Cities grapple with surge in abandoned homes

snip>

LAWSUITS

In western New York, the city of Buffalo filed a lawsuit on Feb. 21 against 36 lenders -- including big names like JPMorgan Chase & Co Inc and Countrywide Financial Corp -- who were involved in 57 foreclosures that led to properties being abandoned and ultimately demolished by authorities.

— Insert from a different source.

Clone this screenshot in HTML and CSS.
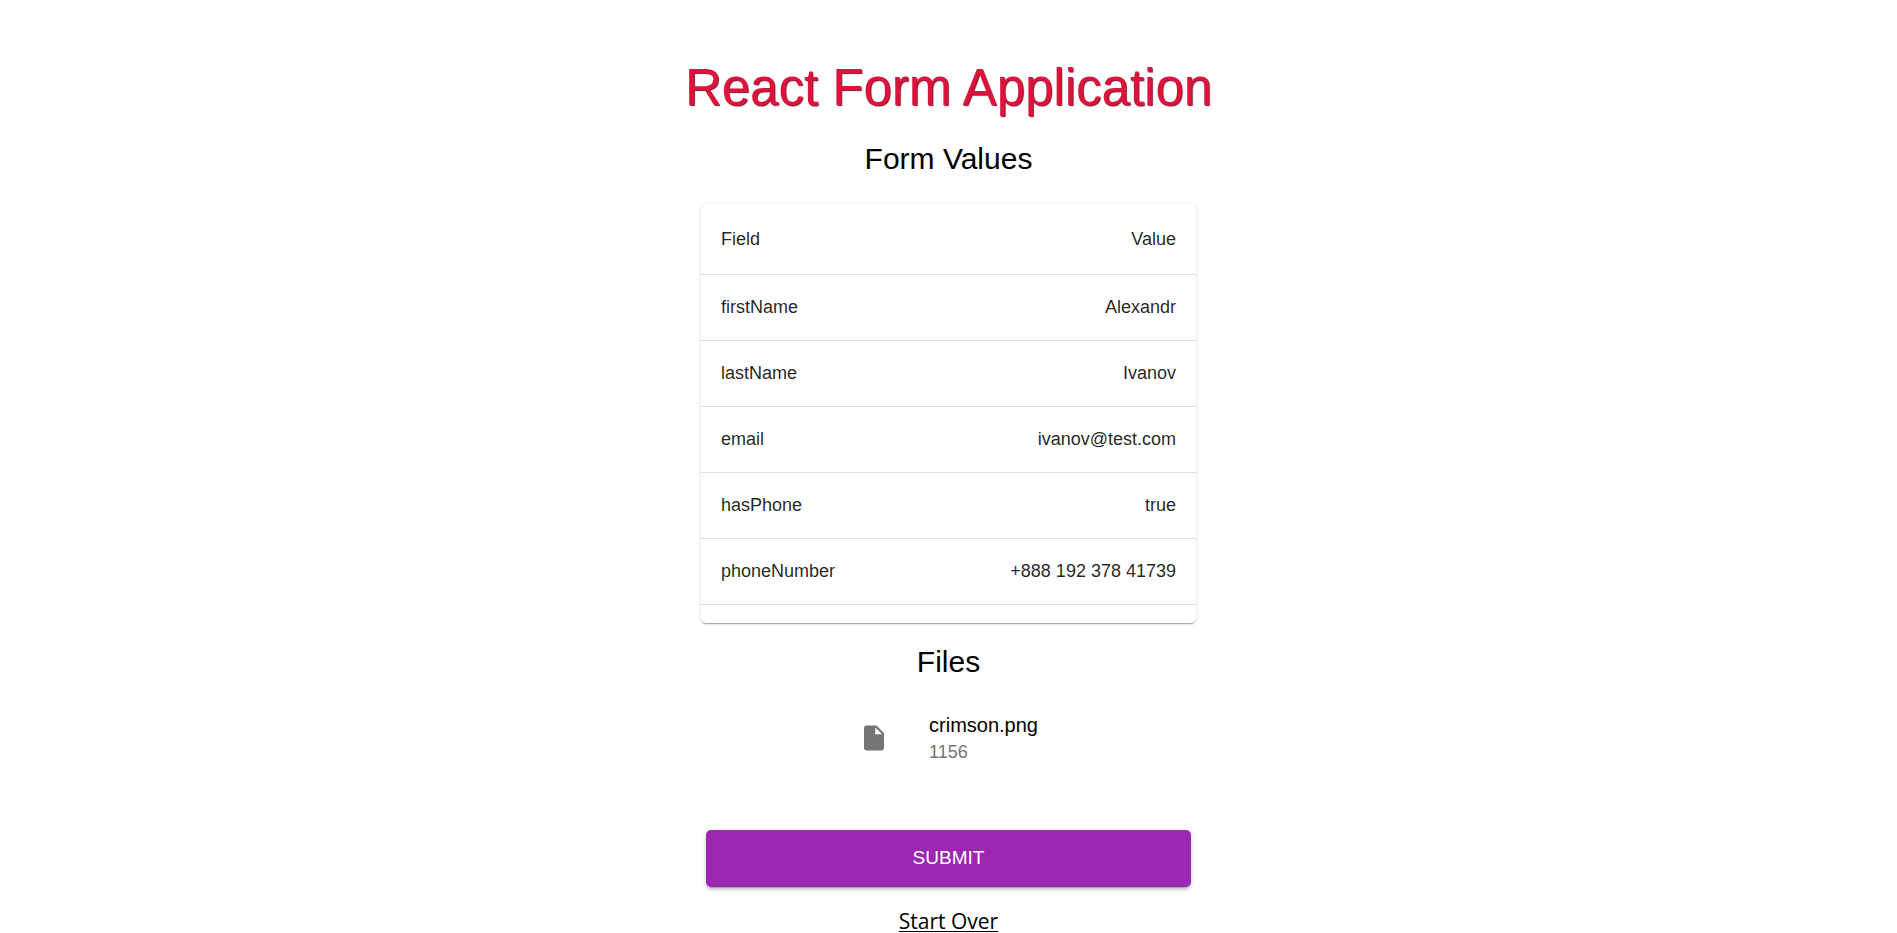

The struggling Rust Belt city, plagued by about 10,000 vacant homes and commercial buildings, estimated the 57 foreclosures cost Buffalo $1 million in demolition work and another $1 million in nuisance costs -- from police patrols to boarding up buildings, to the social toll on communities. "We have found homicide victims in these structures," Buffalo Mayor Byron Brown said in a telephone interview. "Dog fighting has taken place in these structures. Drug dealing has been conducted. Last year one of our fire fighters was critically injured, losing one of his legs from the knee down, fighting a fire at a vacant structure," he said.

Alisa Lukasiewicz, who runs the city's law department, said Buffalo drew inspiration from similar lawsuits in Cleveland and Baltimore. "These properties are in a state of legal limbo," she said. "Banks walk away. The homeowners are gone, and the property is still there."

The city also launched "Bank Day" in a housing courtroom to consolidate cases against lenders into one afternoon each month. About 50 cases are pending, mostly against creditors accused of housing code violations -- from trash-strewn lawns to chipped paint and collapsing ceilings.

In some cases, mortgage companies threaten foreclosure if borrowers fall behind in loan payments but never go through with it, leaving the borrower technically the property's owner and complicating efforts to revive an abandoned home. "Another big problem we have had is this new wave of lending," said Cindy Cooper, a Buffalo city prosecutor who specializes in housing. "It's difficult to work out who holds the note, who is in control of a property. These mortgages have been packaged into portfolios and sold on Wall Street."

HOMES FOR A $1 EACH

Further east, Syracuse, New York, began selling vacant homes last year for $1 each to non-profit groups who promise to tear them down and renovate them. Last month, Syracuse Mayor Matthew Driscoll extended the deal to private companies.

The aim is to get abandoned homes back on the market in one to two years and back on the tax rolls. "The foreclosure crunch has now meant that no neighborhood is exempt from having a vacant property pop up," said Kerry Quaglia, executive director of Home Headquarters, a non-profit that demolished about 100 homes and renovated 40 last year.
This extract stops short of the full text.